Símbolos de una historia que camina entre la solidaridad y el triunfo del individualismo, los faros se enfrentan en solitario a narraciones literarias y sueños de soledad. Señales luminosas y señas de identidad de marineros y costas, la sobriedad de su construcción se mantiene firme, fiel a una función que les dio forma a mediados del siglo pasado.
Respondiendo a la definición tradicional, vacía de romanticismos, son aquellas señales luminosas de alcance superior a las diez millas (distancia por debajo de la cual se denominan balizas). Punto de referencia para los navegantes, tanto en su camino a través del mar como elementos orientadores en tierra vía cartas náuticas, cada uno de ellos posee una periodicidad de intermitencia propia.
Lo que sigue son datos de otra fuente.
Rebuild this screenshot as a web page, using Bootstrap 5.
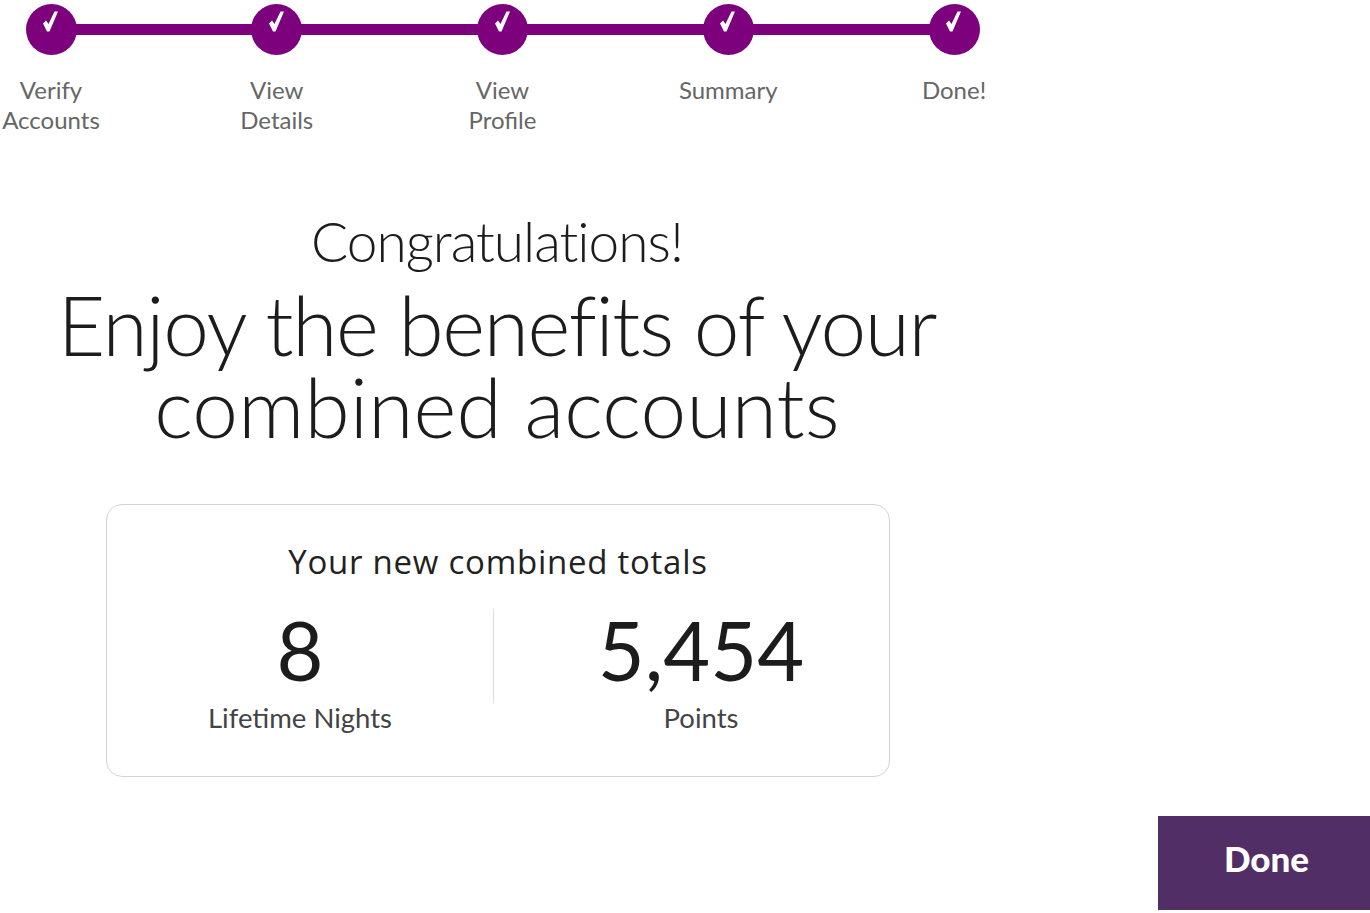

En las Pitiüses están clasificados como tal diez: los de sa Conillera, Punta de Moscarter, d'es Vedrà, sa Bleda Plana, ses Convecs Blanques, des Botafoc, des Porcs, dels Penjats, Tagomago, Punta Grossa, del Cap de Barbaria y la Mola, estos dos últimos en Formentera. Un nombre destaca por encima de otros, ligado a los proyectos de edificación de cinco de ellos, el del ingeniero mallorquín Emili Pou i Bonet sin el cual, las aguas ibicencas hubieran sido mucho más oscuras.
Desde poco más de cien mil reales a millones de pesetas, la antigüedad y el coste de los faros -que oscila entre 1850 y las reformas realizadas ante la insuficiencia de los antiguos durante el primer cuarto de la presente centuria- no son los únicos rasgos divergentes. Además de las pautas más exteriores, en el apartado interior, han abandonado el aceite vegetal por la electricidad, lo que les permite un funcionamiento más eficaz y menos humano, ya que pocos son ya los que no recurren a la maquinaria autónoma.